Software development is not always a bed of roses. When developing the product we often sought for support in functional / regression testing. Unfortunately, the attempts of finding a working solution were hindered by external and environmental dependencies, remodeled architecture and the very features of the product itself. We weren’t able to cover the changes with functional testing which eventually led to errors. One of them involved temporarily deactivation of a certain paid feature which resulted in refunds and financial loss. We changed functional testing frameworks, methods of including them in development and ways of dealing with dependencies. Nonetheless, we couldn’t deliver a working solution. As you can see, sometimes despite all the efforts, the outcome may not be that brilliant.
Let’s sum up:
- We knew the project scale so we used solutions appropriate for the problem – minor workarounds solved the problem only temporarily and generated additional cost.
- Thanks to complex programming knowledge we were able to polish every aspect of the code.

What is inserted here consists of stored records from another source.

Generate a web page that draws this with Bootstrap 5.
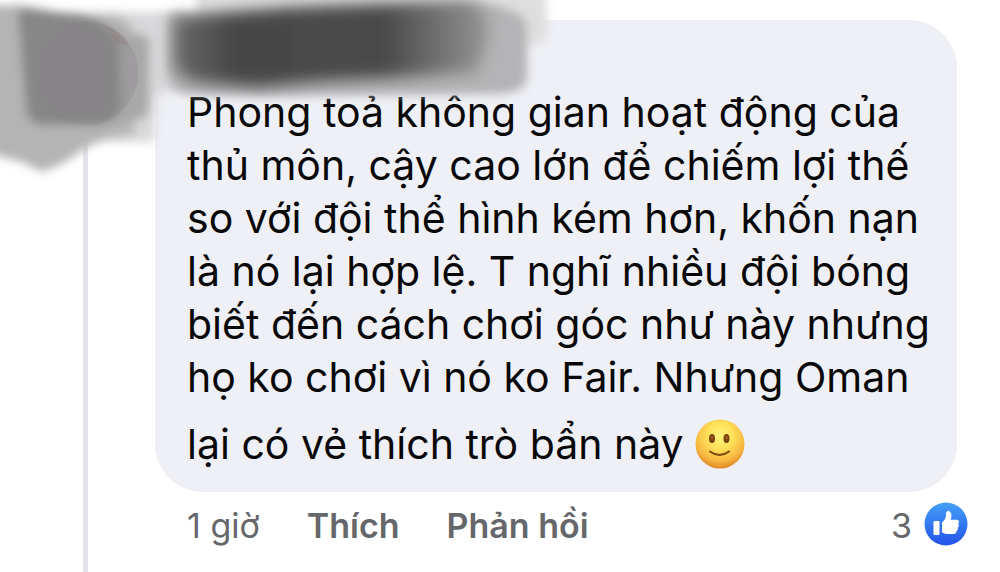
<!DOCTYPE html>
<html lang="vi">
<head>
<meta charset="utf-8">
<meta name="viewport" content="width=device-width, initial-scale=1">
<title>Bình luận</title>
<link href="https://cdn.jsdelivr.net/npm/bootstrap@5.3.0/dist/css/bootstrap.min.css" rel="stylesheet">
<style>
  body { font-family: Inter, "Noto Sans", sans-serif; background: #fff; color: #080809; }
  .thread { min-height: 100vh; overflow: hidden; }
  .rail { width: 155px; padding: 136px 0 0 83px; }
  .rail-line { width: 5px; background: #e3e4ea; }
  .comment-col { min-width: 0; padding: 20px 32px 0 0; }
  .bubble { background: #eff0f5; border-radius: 48px; padding: 66px 0 8px 32px; margin-right: 11px; }
  .comment-text { font-size: 41px; line-height: 53px; white-space: nowrap; }
  .last-line { line-height: 80px; }
  .emoji { width: 50px; height: 50px; }
  .meta { padding: 10px 0 0 32px; font-size: 34px; line-height: 48px; color: #65676b; }
  .meta button { color: inherit; font-size: 34px; line-height: 48px; font-weight: 600; }
  .acts { gap: 47px; }
  .likes { gap: 12px; }
  .like-icon { width: 44px; height: 44px; margin-bottom: 4px; }
  .smudge { width: 570px; height: 190px; pointer-events: none; }
</style>
</head>
<body>
<main class="thread d-flex position-relative">
  <div class="rail d-flex flex-shrink-0"><div class="rail-line"></div></div>
  <div class="comment-col flex-grow-1">
    <article class="bubble">
      <p class="comment-text mb-0">Phong toả không gian hoạt động của<br>thủ môn, cậy cao lớn để chiếm lợi thế<br>so với đội thể hình kém hơn, khốn nạn<br>là nó lại hợp lệ. T nghĩ nhiều đội bóng<br>biết đến cách chơi góc như này nhưng<br>họ ko chơi vì nó ko Fair. Nhưng Oman</p>
      <p class="comment-text last-line mb-0 d-flex align-items-center">lại có vẻ thích trò bẩn này&nbsp;<svg class="emoji" viewBox="0 0 50 50" role="img" aria-label="Mặt cười">
        <defs>
          <radialGradient id="face" cx=".5" cy=".34" r=".66"><stop offset="0" stop-color="#fff47c"/><stop offset=".4" stop-color="#ffe05a"/><stop offset=".75" stop-color="#f8ba42"/><stop offset="1" stop-color="#dd8726"/></radialGradient>
        </defs>
        <circle cx="25" cy="25" r="24.500" fill="url(#face)"/>
        <ellipse cx="17" cy="19.500" rx="3" ry="4.500" fill="#783f08"/>
        <ellipse cx="31.500" cy="19.500" rx="3" ry="4.500" fill="#783f08"/>
        <ellipse cx="17" cy="18.500" rx="1.200" ry="1.800" fill="#a3661f"/>
        <ellipse cx="31.500" cy="18.500" rx="1.200" ry="1.800" fill="#a3661f"/>
        <path d="M15 32.500Q24.500 39.500 34 32.500" fill="none" stroke="#7a430c" stroke-width="2" stroke-linecap="round"/>
      </svg></p>
    </article>
    <footer class="meta d-flex justify-content-between align-items-center">
      <div class="acts d-flex align-items-center">
        <span>1 giờ</span>
        <button type="button" class="btn p-0 border-0">Thích</button>
        <button type="button" class="btn p-0 border-0">Phản hồi</button>
      </div>
      <div class="likes d-flex align-items-center">
        <span>3</span>
        <svg class="like-icon" viewBox="0 0 44 44" role="img" aria-label="Thích">
          <defs><linearGradient id="blue" x1="0" y1="0" x2="0" y2="1"><stop offset="0" stop-color="#44a0f7"/><stop offset="1" stop-color="#2453ea"/></linearGradient></defs>
          <circle cx="22" cy="22" r="21.500" fill="url(#blue)"/>
          <path fill="#fff" d="M10.500 19h4q1 0 1 1v12q0 1-1 1h-4q-1 0-1-1V20q0-1 1-1zM18 20.500c2-2 4-4 4-7 0-3 .5-4.500 2-4.500 2 0 3.500 2 3.500 4.500 0 1.800-.6 3-.8 4.200h6c1.600 0 2.400 1 2.300 2.300 0 .8-.5 1.500-1 1.800.8.600 1 1.300.8 2.100-.1.800-.5 1.400-1.200 1.700.4.700.4 1.300.2 2-.3.800-.8 1.200-1.400 1.400.2 2-.8 3-3 3h-5c-2.500 0-4.300-.5-5.600-1.300-.7-.4-.8-1-.8-1.800z"/>
        </svg>
      </div>
    </footer>
  </div>

  <!-- brush strokes hiding the author's picture and name -->
  <svg class="smudge position-absolute top-0 start-0" viewBox="0 0 570 190" aria-hidden="true">
    <defs>
      <filter id="b5" x="-20%" y="-20%" width="140%" height="140%"><feGaussianBlur stdDeviation="5"/></filter>
      <filter id="b8" x="-20%" y="-40%" width="140%" height="180%"><feGaussianBlur stdDeviation="8"/></filter>
      <linearGradient id="ink" gradientUnits="userSpaceOnUse" x1="170" y1="0" x2="530" y2="0"><stop offset="0" stop-color="#6c6c6c"/><stop offset=".18" stop-color="#464646"/><stop offset=".6" stop-color="#4a4a4a"/><stop offset=".85" stop-color="#8c8c8d"/><stop offset="1" stop-color="#b0b0b2"/></linearGradient>
    </defs>
    <g filter="url(#b5)">
      <path fill="#d8d8da" d="M110 12H185V88L157 94 154 142 110 142z"/>
      <path fill="#b4b4b4" d="M-20 6L22 5 60 12 112 14 130 22 135 134 115 137 90 145 62 164 42 172 22 162-20 151z"/>
      <path fill="#a9a8a9" d="M105 34Q147 28 150 42L149 112Q147 122 110 123z"/>
      <path fill="#888788" d="M18 14Q18 9 26 9L82 15Q108 22 119 38L121 105Q115 124 98 125H40Q27 122 26 108z"/>
    </g>
    <circle cx="86" cy="73" r="52" fill="#858283" opacity=".3"/>
    <path d="M106 26q15 5 23 19l-13-2z" fill="#8d7b78" opacity=".3"/>
    <g filter="url(#b5)">
      <path fill="#dedede" d="M195-20H542Q548 0 547 34 546 45 530 45H200z"/>
      <path fill="#b4b4b6" d="M168 14L490 4Q526 12 527 25V80Q524 93 495 94L260 96 184 94Q167 88 167 68z"/>
    </g>
    <path filter="url(#b8)" fill="url(#ink)" d="M174 18L290 8 470 1Q490 8 488 35L478 72 405 77 320 81 258 87 196 82Q174 76 174 60z"/>
  </svg>
</main>
<script src="https://cdn.jsdelivr.net/npm/bootstrap@5.3.0/dist/js/bootstrap.bundle.min.js"></script>
</body>
</html>
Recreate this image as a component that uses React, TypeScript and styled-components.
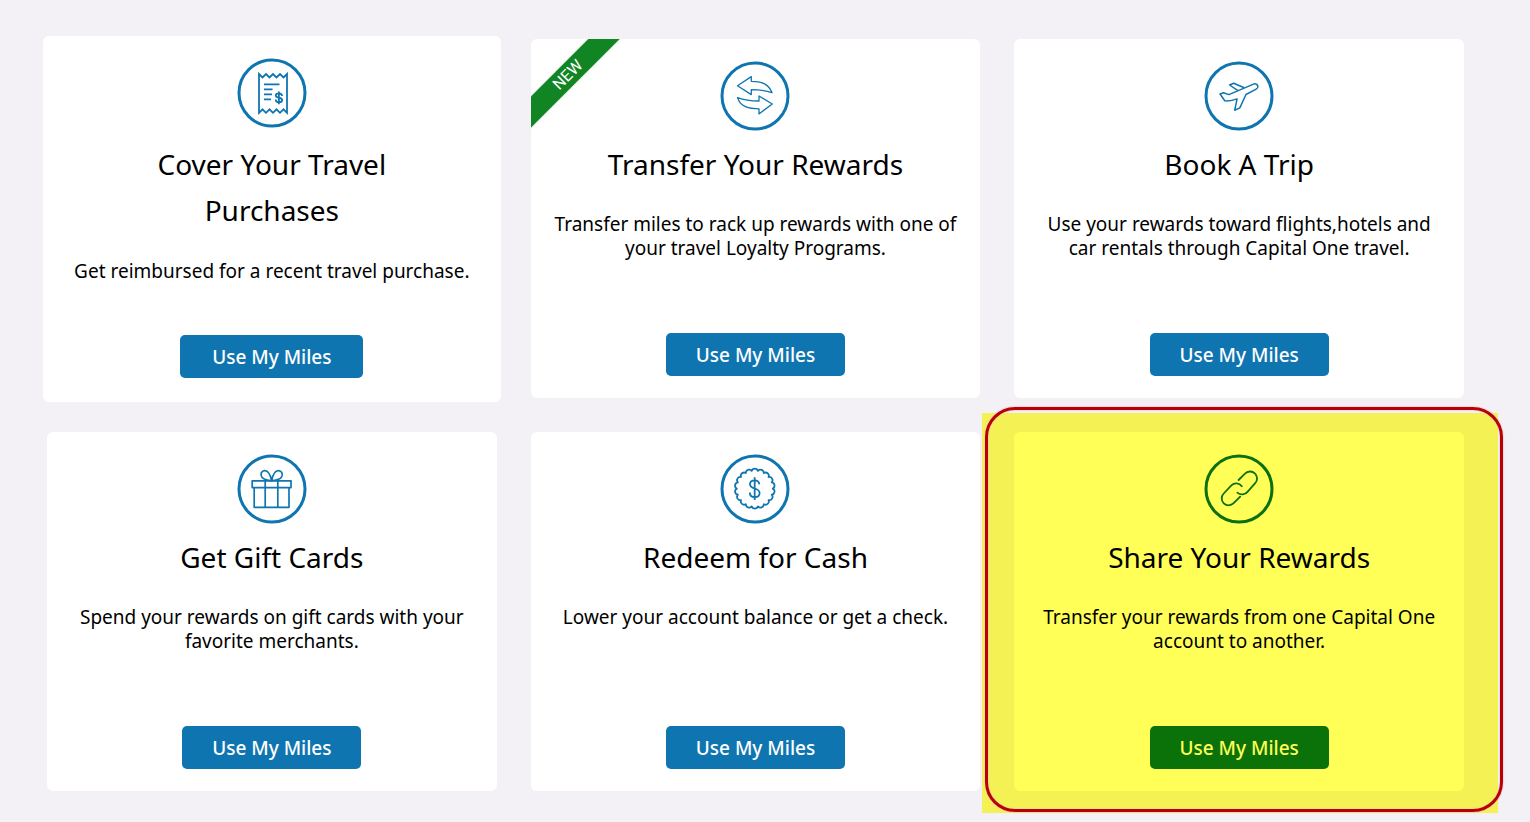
import React from "react";
import styled, { createGlobalStyle, css } from "styled-components";

const GlobalStyle = createGlobalStyle`
  *, *::before, *::after { box-sizing: border-box; }
  body {
    margin: 0;
    background: #f3f1f5;
    color: #000;
    font-family: "Noto Sans", "Open Sans", sans-serif;
  }
`;

const Page = styled.main`
  padding: 39px 66px 31px 47px;
`;

const Grid = styled.div`
  display: grid;
  grid-template-columns: repeat(3, minmax(0, 1fr));
  grid-auto-rows: minmax(359px, auto);
  gap: 34px;
`;

type Tone = "plain" | "raised" | "marked";

const Cell = styled.div<{ $tone: Tone }>`
  position: relative;
  display: flex;
  ${({ $tone }) =>
    $tone === "raised" &&
    css`
      margin: -3px -4px -4px;
    `}
  ${({ $tone }) =>
    $tone === "marked" &&
    css`
      &::before {
        content: "";
        position: absolute;
        inset: -19px -34px -22px -32px;
        background: #f4f155;
      }
      &::after {
        content: "";
        position: absolute;
        inset: -25px -39px -21px -29px;
        border: 3px solid #b80009;
        border-radius: 30px;
        box-shadow: 0 0 1px 1px #f3c4c088, inset 0 0 1px 1px #f3c4c088;
        pointer-events: none;
      }
    `}
`;

const Card = styled.section<{ $tone: Tone }>`
  position: relative;
  z-index: 1;
  flex: 1;
  min-width: 0;
  display: flex;
  flex-direction: column;
  align-items: center;
  padding: ${({ $tone }) => ($tone === "raised" ? "22px 20px 24px" : "22px 20px")};
  border-radius: 6px;
  overflow: hidden;
  text-align: center;
  background: ${({ $tone }) => ($tone === "marked" ? "#ffff57" : "#fff")};
  color: ${({ $tone }) => ($tone === "marked" ? "#0b7010" : "#0f75b0")};
`;

const Icon = styled.svg`
  flex: none;
  width: 70px;
  height: 70px;
  fill: none;
  stroke: currentColor;
  stroke-linejoin: round;
`;

const Title = styled.h2<{ $tone: Tone }>`
  margin: ${({ $tone }) => ($tone === "raised" ? "13px 0 26px" : "10px 0 25px")};
  max-width: ${({ $tone }) => ($tone === "raised" ? "300px" : "none")};
  color: #000;
  font-size: 28px;
  font-weight: 400;
  line-height: 46px;
`;

const Description = styled.p`
  margin: 0;
  max-width: 408px;
  color: #000;
  font-size: 19px;
  line-height: 24px;
`;

const Action = styled.button<{ $tone: Tone }>`
  margin-top: auto;
  width: ${({ $tone }) => ($tone === "raised" ? "183px" : "179px")};
  height: 43px;
  padding: 0;
  border: 0;
  border-radius: 5px;
  background: ${({ $tone }) => ($tone === "marked" ? "#0b7209" : "#0f75b0")};
  color: ${({ $tone }) => ($tone === "marked" ? "#ffff57" : "#fff")};
  font: 500 19px/24px "Noto Sans", "Open Sans", sans-serif;
  cursor: pointer;
`;

const Corner = styled.div`
  position: absolute;
  top: 0;
  left: 0;
  width: 96px;
  height: 96px;
  overflow: hidden;
`;

const Ribbon = styled.span`
  position: absolute;
  top: 25px;
  left: -33px;
  width: 140px;
  background: #118423;
  box-shadow: 0 0 2px #11842366;
  color: #fff;
  font: 400 16px/22px Roboto, sans-serif;
  transform: rotate(-45deg);
`;

const Ring = () => <circle cx="35" cy="35" r="33" strokeWidth="3" />;

const ReceiptIcon = () => (
  <Icon viewBox="0 0 70 70" aria-hidden="true">
    <Ring />
    <g strokeWidth="1.8" strokeLinejoin="miter">
      <path d="M22 16l3.5 3.5 3.5-3.5 3.5 3.5 3.5-3.5 3.5 3.5 3.5-3.5 3.5 3.5 3.5-3.5V54.8l-3.5-3.5-3.5 3.5-3.5-3.5-3.5 3.5-3.5-3.5-3.5 3.5-3.5-3.5-3.5 3.5z" />
      <path d="M27 26.3h15.5M27 31.3h8.5M27 36.3h8M27 41.3h7" />
      <path d="M41.9 33.4V46.2M45 38.1C45 36 43.6 35.4 41.9 35.4C40.1 35.4 38.8 36.2 38.8 37.6C38.8 40.7 45.1 38.8 45.1 42C45.1 43.5 43.8 44.3 41.9 44.3C40 44.3 38.7 43.5 38.7 41.5" />
    </g>
  </Icon>
);

const TransferIcon = () => (
  <Icon viewBox="0 0 70 70" aria-hidden="true">
    <Ring />
    <g strokeWidth="1.3">
      <path d="M17.5 24.7L31.3 15.6V20.3C41 20.4 48.5 22.5 52 31.6C45 29.2 39 28.6 31.3 28.6V33.6z" />
      <path d="M17.5 36.6C25 39.4 31 40 39 40V35L52.3 43L39 52.9V47.8C30 47.6 20.5 46.5 17.5 36.6z" />
    </g>
  </Icon>
);

const PlaneIcon = () => (
  <Icon viewBox="0 0 70 70" aria-hidden="true">
    <Ring />
    <g strokeWidth="1.5">
      <path d="M49.5 23.1C51.5 22.3 53.8 23.6 53.9 25.4C54 26.8 53.4 27.6 52.2 28.2L42 33.5L35.8 46.9L30.7 49.2L33.1 37.9C28.5 39.7 25 40.2 20.8 39.8L16 33L19.6 31.7L24.9 33.6z" />
      <path d="M40.3 26.8L29.7 22.3L25.6 24L34 29.6" />
    </g>
  </Icon>
);

const GiftIcon = () => (
  <Icon viewBox="0 0 70 70" aria-hidden="true">
    <Ring />
    <g strokeWidth="1.7">
      <path d="M15.2 26.8H54V33.6H15.2zM17.2 33.6V53.3H52V33.6M28.2 26.8V53.3M40.8 26.8V53.3" />
      <path d="M34.6 26.6C33 19 30.5 16.3 27.4 16.6C24.2 17 23 20.7 25 23.3C26.6 25.4 29.5 26.4 34.6 26.6C39.7 26.4 42.8 25.4 44.4 23.3C46.3 20.7 45 17 41.8 16.6C38.7 16.3 36.2 19 34.6 26.6z" />
    </g>
  </Icon>
);

const SCALLOPS = 18;
const scallopPoint = (i: number) => {
  const a = (i / SCALLOPS) * Math.PI * 2;
  return `${(34.8 + 18 * Math.cos(a)).toFixed(2)} ${(34.6 + 18 * Math.sin(a)).toFixed(2)}`;
};
const sealPath =
  `M${scallopPoint(0)}` +
  Array.from({ length: SCALLOPS }, (_, i) => `A3.3 3.3 0 0 1 ${scallopPoint(i + 1)}`).join("") +
  "z";

const CashIcon = () => (
  <Icon viewBox="0 0 70 70" aria-hidden="true">
    <Ring />
    <g strokeWidth="1.8">
      <path d={sealPath} />
      <path d="M34.7 23.2V46M39.4 30.4C39 27.4 37 26.3 34.7 26.3C32 26.3 30 27.8 30 30.2C30 35.6 39.6 33.4 39.6 38.9C39.6 41.4 37.6 43 34.7 43C31.8 43 29.8 41.4 29.8 38.4" />
    </g>
  </Icon>
);

const LinkIcon = () => (
  <Icon viewBox="0 0 70 70" aria-hidden="true">
    <Ring />
    <g strokeWidth="1.8" strokeLinecap="round">
      <path d="M34.6 26L41 19.7A6.9 6.9 0 0 1 51.2 29.2L43.7 37.6A6.9 6.9 0 0 1 33.4 38.6" />
      <path d="M37.8 32.2A6.9 6.9 0 0 0 27.4 31.4L19.7 39.5A6.9 6.9 0 0 0 29.6 49.2L36.2 42.6" />
    </g>
  </Icon>
);

interface Option {
  title: string;
  text: string;
  icon: React.ReactNode;
  tone?: Tone;
  isNew?: boolean;
}

const options: Option[] = [
  { title: "Cover Your Travel Purchases", text: "Get reimbursed for a recent travel purchase.", icon: <ReceiptIcon />, tone: "raised" },
  { title: "Transfer Your Rewards", text: "Transfer miles to rack up rewards with one of your travel Loyalty Programs.", icon: <TransferIcon />, isNew: true },
  { title: "Book A Trip", text: "Use your rewards toward flights,hotels and car rentals through Capital One travel.", icon: <PlaneIcon /> },
  { title: "Get Gift Cards", text: "Spend your rewards on gift cards with your favorite merchants.", icon: <GiftIcon /> },
  { title: "Redeem for Cash", text: "Lower your account balance or get a check.", icon: <CashIcon /> },
  { title: "Share Your Rewards", text: "Transfer your rewards from one Capital One account to another.", icon: <LinkIcon />, tone: "marked" },
];

export default function App() {
  return (
    <>
      <GlobalStyle />
      <Page>
        <Grid>
          {options.map(({ title, text, icon, tone = "plain", isNew }) => (
            <Cell key={title} $tone={tone}>
              <Card $tone={tone}>
                {isNew && (
                  <Corner>
                    <Ribbon>NEW</Ribbon>
                  </Corner>
                )}
                {icon}
                <Title $tone={tone}>{title}</Title>
                <Description>{text}</Description>
                <Action type="button" $tone={tone}>
                  Use My Miles
                </Action>
              </Card>
            </Cell>
          ))}
        </Grid>
      </Page>
    </>
  );
}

- To keep everything under control, we wanted to build the product piece by piece. To do so, we needed development and release process.
- To make sure no lines of code were wasted, we analyzed and measured users’ behavior to pick only the most promising features.
- To make sure the solution was reliable, we adjusted the infrastructure and monitoring to our product.
- If you want to release anything while sitting in a bistro and be 100% confident, you have to take care of all the software development aspects.
Dear developer! You will face deadlines. You will seek compromises. You will work under pressure. But the truth is that only you can guarantee that the product will work and be reliable. Any far-fetched compromise you accept is a serious threat. Just follow the best practices of software engineering to enjoy the results of your work. Smart decisions can change any difficult software development project into something definitely easier.